6 of 229 comments (clear)

  1. Looks pretty cool by bobalu · · Score: 4, Interesting

    I used a Lifeboat lib back in the late 80's that this reminds me of. Cooperative multitasking. Eventually ported the whole thing to OS/2 and used that threading instead. All the code pretyy much worked as-is.

    --
    The revolution will NOT be televised.
  2. Loop Abuse by wildsurf · · Score: 4, Interesting
    Reminded me of a function I once wrote...

    The PPC architecture has a special-purpose count register with specialized branch instructions relating to it; e.g., the assembly mnemonic 'bdnz' means "decrement the count register by one, and branch if it has not reached zero." I've used this in some pretty weird loops, including this one that broke the Codewarrior 9.3 compiler (fixed in 9.4.) This computes the location of the n'th trailing one in a 32-bit integer. Pardon my weak attempt at formatting this in HTML:

    static uint32 nth_trailing_one(register uint32 p, register uint32 n) {
    register uint32 pd;
    asm {
    mtctr n; bdz end
    top: subi pd, p, 1; and p, p, pd; bdz end
    subi pd, p, 1; and p, p, pd; bdz end
    subi pd, p, 1; and p, p, pd; bdz end
    subi pd, p, 1; and p, p, pd; bdz end
    subi pd, p, 1; and p, p, pd; bdz end
    subi pd, p, 1; and p, p, pd; bdz end
    subi pd, p, 1; and p, p, pd; bdz end
    subi pd, p, 1; and p, p, pd; bdnz top
    end: }

    return __cntlzw(p ^ (p - 1));
    }

    The idea was that the instruction stream should stay as linear as possible; most of the time the branches are not taken, and execution falls through to the next line of code. Ironically (siliconically?), the entire function could probably be implemented in a single cycle in silicon; shoehorning bitwise functions like this into standard instructions tends to be extremely wasteful. Perhaps FPGA's will make an end run around this at some point. I've also tried this function with a dynamically-calculated jump at the beginning, similar to the case statement logic in the article.

    Hmm, I had a point I was trying to make with this post, but now it's escaped my mind... :-)
    --
    Weeks of coding saves hours of planning.
  3. It was looking interesting until by achurch · · Score: 4, Interesting

    I got to this little gem:

    The advantage of this approach is that blocking is explicit: the programmer knows exactly which functions that block that which functions the never blocks.

    My English parser thread shut down at that point . . .

    Seriously, this looks like a handy little thing for low-memory systems, though I'd be a bit hesitant about pushing at the C standard like that--the last thing you need is a little compiler bug eating your program because the compiler writers never thought you'd do crazy things to switch blocks like that.
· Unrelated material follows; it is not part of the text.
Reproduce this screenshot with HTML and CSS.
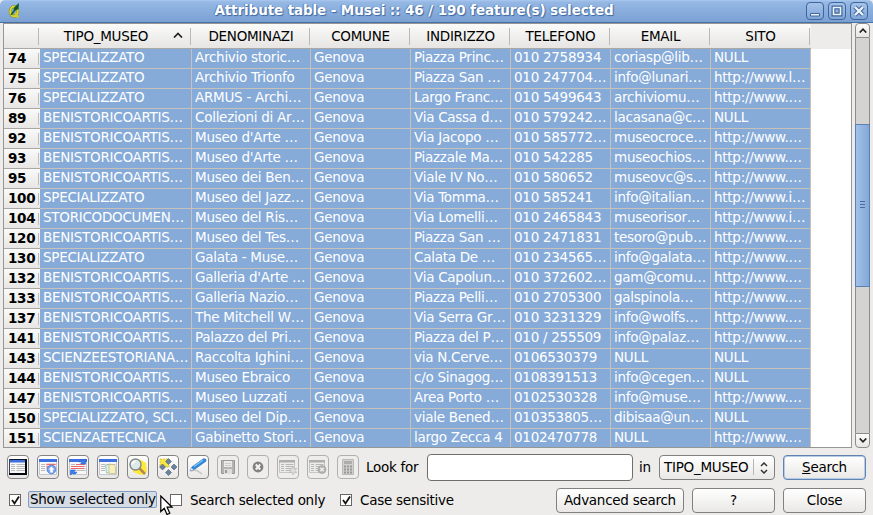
FILE: index.html
```
<!DOCTYPE html>
<html lang="it">
<head>
<meta charset="utf-8">
<title>Attribute table</title>
<link rel="stylesheet" href="styles.css">
</head>
<body>
<div class="window">
<header class="titlebar">
  <svg class="logo" width="14" height="18" viewBox="0 0 14 18"><ellipse cx="6" cy="9.500" rx="3.700" ry="4.800" fill="none" stroke="#6f7c14" stroke-width="3"/><ellipse cx="6" cy="9.500" rx="3.700" ry="4.800" fill="none" stroke="#d8d32e" stroke-width="2.200"/><path d="M7.500 11l2.500 4.500" stroke="#d0cc28" stroke-width="2.400"/><path d="M2.500 12.500l3-4 .5-3L11 1l-.5 6-3 1.500L4 13z" fill="#14581f"/></svg>
  <h1>Attribute table - Musei :: 46 / 190 feature(s) selected</h1>
  <div class="winbtns">
    <span><svg width="18" height="18"><path d="M4.500 11.500h9v2.500h-9z" fill="#eef4fb" stroke="#3f669b"/></svg></span>
    <span><svg width="18" height="18"><path d="M5.500 5.500h7v7h-7z" fill="none" stroke="#3f669b" stroke-width="4"/><path d="M5.500 5.500h7v7h-7z" fill="none" stroke="#eef4fb" stroke-width="1.600"/></svg></span>
    <span><svg width="18" height="18"><path d="M5 5l8 8M13 5l-8 8" stroke="#3f669b" stroke-width="4.400"/><path d="M5 5l8 8M13 5l-8 8" stroke="#eef4fb" stroke-width="2.400"/></svg></span>
  </div>
</header>
<main class="main">
<div class="table">
<div class="row head"><b></b><span>TIPO_MUSEO<svg class="sort" width="10" height="6"><path d="M1 5.500L5 1.500 9 5.500" fill="none" stroke="#222" stroke-width="1.700"/></svg></span><span>DENOMINAZI</span><span>COMUNE</span><span>INDIRIZZO</span><span>TELEFONO</span><span>EMAIL</span><span>SITO</span></div>
<div class="row"><b>74</b><i>SPECIALIZZATO</i><i>Archivio storic…</i><i>Genova</i><i>Piazza Princ…</i><i>010 2758934</i><i>coriasp@lib…</i><i>NULL</i></div>
<div class="row"><b>75</b><i>SPECIALIZZATO</i><i>Archivio Trionfo</i><i>Genova</i><i>Piazza San …</i><i>010 247704…</i><i>info@lunari…</i><i>http://www.l…</i></div>
<div class="row"><b>76</b><i>SPECIALIZZATO</i><i>ARMUS - Archi…</i><i>Genova</i><i>Largo Franc…</i><i>010 5499643</i><i>archiviomu…</i><i>http://www.…</i></div>
<div class="row"><b>89</b><i>BENISTORICOARTIS…</i><i>Collezioni di Ar…</i><i>Genova</i><i>Via Cassa d…</i><i>010 579242…</i><i>lacasana@c…</i><i>NULL</i></div>
<div class="row"><b>92</b><i>BENISTORICOARTIS…</i><i>Museo d'Arte …</i><i>Genova</i><i>Via Jacopo …</i><i>010 585772…</i><i>museocroce…</i><i>http://www.…</i></div>
<div class="row"><b>93</b><i>BENISTORICOARTIS…</i><i>Museo d'Arte …</i><i>Genova</i><i>Piazzale Ma…</i><i>010 542285</i><i>museochios…</i><i>http://www.…</i></div>
<div class="row"><b>95</b><i>BENISTORICOARTIS…</i><i>Museo dei Ben…</i><i>Genova</i><i>Viale IV No…</i><i>010 580652</i><i>museovc@s…</i><i>http://www.…</i></div>
<div class="row"><b>100</b><i>SPECIALIZZATO</i><i>Museo del Jazz…</i><i>Genova</i><i>Via Tomma…</i><i>010 585241</i><i>info@italian…</i><i>http://www.i…</i></div>
<div class="row"><b>104</b><i>STORICODOCUMEN…</i><i>Museo del Ris…</i><i>Genova</i><i>Via Lomelli…</i><i>010 2465843</i><i>museorisor…</i><i>http://www.i…</i></div>
<div class="row"><b>120</b><i>BENISTORICOARTIS…</i><i>Museo del Tes…</i><i>Genova</i><i>Piazza San …</i><i>010 2471831</i><i>tesoro@pub…</i><i>http://www.…</i></div>
<div class="row"><b>130</b><i>SPECIALIZZATO</i><i>Galata - Muse…</i><i>Genova</i><i>Calata De …</i><i>010 234565…</i><i>info@galata…</i><i>http://www.…</i></div>
<div class="row"><b>132</b><i>BENISTORICOARTIS…</i><i>Galleria d'Arte …</i><i>Genova</i><i>Via Capolun…</i><i>010 372602…</i><i>gam@comu…</i><i>http://www.…</i></div>
<div class="row"><b>133</b><i>BENISTORICOARTIS…</i><i>Galleria Nazio…</i><i>Genova</i><i>Piazza Pelli…</i><i>010 2705300</i><i>galspinola…</i><i>http://www.…</i></div>
<div class="row"><b>137</b><i>BENISTORICOARTIS…</i><i>The Mitchell W…</i><i>Genova</i><i>Via Serra Gr…</i><i>010 3231329</i><i>info@wolfs…</i><i>http://www.…</i></div>
<div class="row"><b>141</b><i>BENISTORICOARTIS…</i><i>Palazzo del Pri…</i><i>Genova</i><i>Piazza del P…</i><i>010 / 255509</i><i>info@palaz…</i><i>http://www.…</i></div>
<div class="row"><b>143</b><i>SCIENZEESTORIANA…</i><i>Raccolta Ighini…</i><i>Genova</i><i>via N.Cerve…</i><i>0106530379</i><i>NULL</i><i>NULL</i></div>
<div class="row"><b>144</b><i>BENISTORICOARTIS…</i><i>Museo Ebraico</i><i>Genova</i><i>c/o Sinagog…</i><i>0108391513</i><i>info@cegen…</i><i>NULL</i></div>
<div class="row"><b>147</b><i>BENISTORICOARTIS…</i><i>Museo Luzzati …</i><i>Genova</i><i>Area Porto …</i><i>0102530328</i><i>info@muse…</i><i>http://www.…</i></div>
<div class="row"><b>150</b><i>SPECIALIZZATO, SCI…</i><i>Museo del Dip…</i><i>Genova</i><i>viale Bened…</i><i>010353805…</i><i>dibisaa@un…</i><i>NULL</i></div>
<div class="row"><b>151</b><i>SCIENZAETECNICA</i><i>Gabinetto Stori…</i><i>Genova</i><i>largo Zecca 4</i><i>0102470778</i><i>NULL</i><i>http://www.…</i></div>
</div>
<div class="scroll">
  <div class="arrow up"><svg width="8" height="5"><path d="M.7 4.500L4 1.200 7.300 4.500" fill="none" stroke="#222" stroke-width="1.700"/></svg></div>
  <div class="track"><div class="thumb"></div></div>
  <div class="arrow down"><svg width="8" height="5"><path d="M.7.5L4 3.800 7.300.5" fill="none" stroke="#222" stroke-width="1.700"/></svg></div>
</div>
</main>
<svg class="defs" width="0" height="0"><defs>
<g id="tbl"><path d="M.5 1.500h17v15H.5z" fill="#f8f8f8" stroke="#c4c8cf"/><path d="M0 1h18v3H0z" fill="#3d6fe0"/><path d="M2 6.500h4M2 8.500h4M2 10.500h4M2 12.500h4M7.500 6.500h9M7.500 8.500h9M7.500 10.500h9M7.500 12.500h9" stroke="#b9bbbd"/></g>
<g id="gtbl"><path d="M.5 2.500h15v12H.5z" fill="#ececeb" stroke="#c6c6c5"/><path d="M0 2h16v2.500H0z" fill="#adadac"/><path d="M2 6.500h3M2 8.500h3M2 10.500h3M2 12.500h3M6.500 6.500h8M6.500 8.500h8M6.500 10.500h8M6.500 12.500h8" stroke="#b7b7b6"/></g>
</defs></svg>
<footer class="bottom">
<div class="bar tools">
  <button class="tool"><svg width="18" height="18"><use href="#tbl"/><path d="M.5 1.500h16" stroke="#10182c"/><path d="M.5 1v15" stroke="#39445c"/><path d="M17 1v15.500M0 16h18" stroke="#05080f" stroke-width="2"/><path d="M1 2h15v2.500H1z" fill="#3d6fe0"/></svg></button>
  <button class="tool"><svg width="18" height="18"><use href="#tbl"/><path d="M7.500 6.500h9M7.500 9h3" stroke="#ee6a6a" stroke-width="1.300"/><circle cx="12.500" cy="11.500" r="4.300" fill="#7ca4ef" stroke="#5a86de"/><path d="M12.500 8.500l3 3h-1.700v3h-2.600v-3H9.500z" fill="#fff"/></svg></button>
  <button class="tool"><svg width="18" height="18"><use href="#tbl"/><path d="M7 6.500h9M2 8.500h13M2 10.500h13" stroke="#ee6a6a" stroke-width="1.200"/><path d="M10 4c1-2.500 3.500-2.500 4.500-1.500L16.500 1v5h-5L13 4.500C12 3.500 11 4 10 4zM8 14c-1 2.500-3.500 2.500-4.500 1.500L1.500 17v-5h5L5 13.500c1 1 2 .5 3 .5z" fill="#3a7bed" stroke="#2c62c4" stroke-width=".6"/></svg></button>
  <button class="tool"><svg width="18" height="18"><use href="#tbl"/><path d="M6.500 7l5.500-1 1 8-5.500 1z" fill="#d9efe9" stroke="#86b5ae" stroke-width=".7"/><path d="M10 6.500h4.500l2 2v7H10z" fill="#f7f0bd" stroke="#c3b878" stroke-width=".7"/></svg></button>
  <button class="tool"><svg width="20" height="20"><path d="M4 3h9l5 3 1 9-6 3-8-3z" fill="#fce93b"/><path d="M11.500 11.500l5.500 5.500" stroke="#b98a4c" stroke-width="2.600"/><circle cx="7.500" cy="7.500" r="5.500" fill="#dceaf0" fill-opacity=".95" stroke="#858888" stroke-width="1.400"/><path d="M4.500 7.500c0-2 1.500-3 3-3" fill="none" stroke="#fff" stroke-width="1.500"/></svg></button>
  <button class="tool"><svg width="20" height="20"><path d="M2 2h9v8H2z" fill="#f9e645" stroke="#c9b92c" stroke-width=".7" stroke-dasharray="2 1"/><g fill="#6b819c" stroke="#4d6079" stroke-width=".6"><path d="M10.500 1.500l3 3-3 3-3-3zM4.500 7l3 3-3 3-3-3zM16 7l3 3-3 3-3-3zM10.500 12.500l3 3-3 3-3-3z"/></g></svg></button>
  <button class="tool"><svg width="20" height="20"><path d="M3 14c5-2 7 0 11 3" fill="none" stroke="#c6c6c6" stroke-width="1.500"/><path d="M2 14l2-4L15 2c2-1 4 .5 2.500 2.500L7 12z" fill="#2d8be0" stroke="#1c62ac" stroke-width=".6"/><path d="M6 9.500l9-6.500" stroke="#80c5fa" stroke-width="1.200"/><path d="M2 14l1.500-3 2 1.500z" fill="#eee"/></svg></button>
  <button class="tool off"><svg width="18" height="18"><path d="M2.500 2.500h13v13H2.500z" fill="#b4b4b3" stroke="#999"/><path d="M5 3h8v6H5z" fill="#eaeaea"/><path d="M5 11h8v5H5z" fill="#ddd"/><path d="M6 12h2v3H6z" fill="#999"/><path d="M6 5.500h6M6 7.500h6" stroke="#ccc"/></svg></button>
  <button class="tool off"><svg width="18" height="18"><circle cx="9" cy="9" r="5.400" fill="#828282"/><path d="M6.800 6.500l4.400 5M11.200 6.500l-4.400 5" stroke="#f3f3f3" stroke-width="2"/></svg></button>
  <button class="tool off"><svg width="18" height="18"><use href="#gtbl"/><path d="M14 8.500l1.200 2.300 2.500-.5-1.400 2.200 1.400 2.200-2.500-.4L14 17l-1.200-2.700-2.500.4 1.400-2.200-1.400-2.200 2.500.5z" fill="#dededd" stroke="#b8b8b8" stroke-width=".7"/></svg></button>
  <button class="tool off"><svg width="18" height="18"><use href="#gtbl"/><circle cx="13" cy="11.500" r="4" fill="#b0b0b0" stroke="#a5a5a5" stroke-width=".7"/><path d="M11.300 9.800l3.400 3.400m0-3.400l-3.400 3.400" stroke="#eee" stroke-width="1.500"/></svg></button>
  <button class="tool off"><svg width="18" height="18"><path d="M3.500 1.500h11v15h-11z" fill="#d0d0cf" stroke="#b9b9b8"/><path d="M5 3h8v3H5z" fill="#adadac"/><path d="M5 8.500h8M5 11.500h8M5 14.500h8" stroke="#969695" stroke-width="1.800" stroke-dasharray="2 1"/></svg></button>
  <label class="look">Look for</label>
  <input class="query" type="text">
  <span class="in">in</span>
  <button class="btn combo"><span>TIPO_MUSEO</span><svg width="8" height="12"><path d="M1 4l3-3 3 3M1 8l3 3 3-3" fill="none" stroke="#333" stroke-width="1.500"/></svg></button>
  <button class="btn primary"><span><u>S</u>earch</span></button>
</div>
<div class="bar opts">
  <span class="box"><svg width="11" height="11"><path d="M2 5l2.500 3.500L9 1.500" fill="none" stroke="#111" stroke-width="1.800"/></svg></span><span class="lab focus">Show selected only</span>
  <span class="box second"></span><span class="lab">Search selected only</span>
  <span class="box third"><svg width="11" height="11"><path d="M2 5l2.500 3.500L9 1.500" fill="none" stroke="#111" stroke-width="1.800"/></svg></span><span class="lab">Case sensitive</span>
  <div class="actions"><button class="btn adv">Advanced search</button><button class="btn">?</button><button class="btn">Close</button></div>
</div>
</footer>
<svg class="cursor" width="14" height="21" viewBox="0 0 14 21"><path d="M.8 1v15.500l3.500-3.300 2.700 6.300 2.800-1.200-2.700-6.100h5z" fill="#fff" stroke="#000" stroke-width="1.200"/></svg>
</div>
</body>
</html>
```
FILE: styles.css
```
* { box-sizing: border-box; }
body { margin: 0; background: #edecea; font: 13.500px "DejaVu Sans", sans-serif; letter-spacing: -0.270px; color: #000; overflow: hidden; }
.window { position: relative; width: 873px; height: 515px; display: flex; flex-direction: column; }
.titlebar { height: 23px; flex: none; display: flex; align-items: center; padding: 0 5px 0 8px; background: linear-gradient(#a9c8f0 0, #95b8e4 2px, #7ba0d2 22px, #4571a8 22px); border-radius: 5px 5px 0 0; }
.logo { display: block; margin-bottom: 2px; }
.titlebar h1 { flex: 1; margin: 0 0 2px; font-size: 13.500px; letter-spacing: -0.100px; line-height: 21px; text-align: center; color: #fff; text-shadow: 1px 1px 1px #3c669f, -1px 0 1px #5b83b8; white-space: nowrap; }
.winbtns { display: flex; gap: 4px; margin-bottom: 1px; }
.winbtns span { width: 18px; height: 18px; border: 1px solid #3f669b; border-radius: 4px; background: linear-gradient(#a5c3ea, #7fa5d8); }
.winbtns svg { display: block; margin: -1px; }
.main { height: 425px; flex: none; display: flex; padding: 0 3px; }
.table { width: 849px; border: 1px solid #969694; background: #fff; overflow: hidden; }
.row { display: grid; grid-template-columns: 36px 152px 119px repeat(5, 100px); height: 20px; line-height: 16px; white-space: nowrap; }
.row i { font-style: normal; color: #fff; background: #86abd9; border-right: 1px solid #c6c1b9; border-bottom: 1px solid #c6c1b9; padding: 0 0 0 3px; overflow: hidden; }
.row b { padding: 1px 0 0 4px; background: linear-gradient(#fafafa, #e7e6e4); border-bottom: 1px solid #aaa9a6; position: relative; }
.row b::after { content: ""; position: absolute; right: 1px; top: 4px; bottom: 3px; width: 1px; background: #bdbcb9; }
.head { height: 25px; background: #edecea; line-height: 24px; }
.head span, .head b { position: relative; text-align: center; background: linear-gradient(#fbfbfa, #e6e5e3); border-bottom: 1px solid #aaa9a6; }
.head span { padding-right: 1px; }
.head span:nth-child(2) { padding-right: 20px; }
.head span::after, .head b::after { content: ""; position: absolute; right: 1px; top: 4px; bottom: 3px; width: 1px; background: #bab9b6; }
.sort { position: absolute; right: 9px; top: 8px; }
.scroll { margin-left: 3px; width: 15px; display: flex; flex-direction: column; }
.arrow { height: 15px; flex: none; display: flex; align-items: center; justify-content: center; border: 1px solid #8d8c8a; background: linear-gradient(#fdfdfd, #e6e5e3); }
.up { border-radius: 4px 4px 0 0; }
.down { border-radius: 0 0 4px 4px; }
.track { flex: 1; background: #d5d3d1; border: solid #8d8c8a; border-width: 0 1px; padding-top: 86px; }
.thumb { height: 163px; margin: 0 -1px; border: 1px solid #5a80b4; background: linear-gradient(#456d9f, #456d9f) 4px 76px / 5px 1px no-repeat, linear-gradient(#456d9f, #456d9f) 4px 79px / 5px 1px no-repeat, linear-gradient(#456d9f, #456d9f) 4px 82px / 5px 1px no-repeat, linear-gradient(90deg, #a2c1e8, #84a8d7); }
.defs { position: absolute; }
.bottom { padding: 6px 7px 0; }
.bar { display: flex; align-items: center; }
.tools { height: 27px; }
button, input { font: inherit; letter-spacing: inherit; color: inherit; margin: 0; padding: 0; }
.tool { width: 22px; height: 24px; margin: 0 8px 1px 0; flex: none; display: flex; align-items: center; justify-content: center; border: 1px solid #858483; border-radius: 4px; background: linear-gradient(#fff, #e8e7e5); }
.tool svg { flex: none; }
.tool.off { border-color: #b1b0ae; background: #eeedeb; }
.look { width: 60px; margin: 0 0 2px -1px; white-space: nowrap; flex: none; }
.query { width: 206px; height: 27px; border: 1px solid #6f6e6c; border-radius: 4px; background: #fff; margin-left: 1px; flex: none; }
.in { width: 20px; margin: 0 0 2px 6px; flex: none; }
.btn { width: 83px; height: 25px; flex: none; border: 1px solid #82817f; border-radius: 4px; background: linear-gradient(#fff, #e9e8e6); white-space: nowrap; text-align: center; padding-bottom: 2px; }
.combo { width: 116px; display: flex; align-items: center; justify-content: space-between; padding: 0 6px 2px 4px; }
.combo svg { margin-top: 2px; }
.combo span { padding-right: 5px; border-right: 1px solid #b8b7b5; }
.primary { margin-left: 8px; border-color: #6183b2; box-shadow: inset 0 0 0 1px #b5cbe7; }
.opts { height: 25px; margin-top: 7px; }
.box { width: 12px; height: 12px; margin: 0 0 2px 2px; flex: none; border: 1px solid #686765; background: #fff; }
.box svg { display: block; }
.lab { margin: 0 0 2px 8px; white-space: nowrap; line-height: 16px; }
.focus { width: 129px; height: 17px; margin-left: 7px; padding-left: 1px; line-height: 15px; background: #d6dce5; border: 1px solid #819cbf; border-radius: 2px; }
.box.second { margin-left: 13px; }
.box.third { margin-left: 15px; }
.actions { margin-left: auto; display: flex; gap: 8px; }
.adv { width: 128px; }
.cursor { position: absolute; left: 160px; top: 495px; }
```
  4. Python by meowsqueak · · Score: 4, Interesting

    Weightless threads in Python:

    http://www-128.ibm.com/developerworks/library/l-py thrd.html

    They are cooperative but far more efficient than Python's own threading model. You can easily create hundreds of thousands of concurrent threads.

  5. You want cool C stuff... by Dr.+Manhattan · · Score: 4, Interesting

    Get the book Obfiscated C and Other Mysteries by Don Libes. Explanations of various Obfuscated C contest entries, and alternate chapters illustrate neat corners of C, including a few things similar to this little library. Occupies a place of honor on my shelf.

    --
    PHEM - party like it's 1997-2003!
  6. Use of this technique in Felix by skaller · · Score: 4, Interesting

    FYI this technique is heavily exploited in the programming language Felix:

    http://felix.sf.net/

    to provide user space threading. The main difference is that all the 'C tricks' are generated automatically by the language translator. If you're using gcc then the switch is replaced by a computed jump (a gcc language extension). On my AMD64/2800 time for creating 500,000 threads and sending each a message is 2 seconds, most of the time probably being consumed by calls to malloc, so the real thread creation and context switch rate is probably greater than Meg/sec order .. just a tad faster than Linux. Both MLton and Haskell also support this style of threading with high thread counts and switch rates (although the underlying technology is different).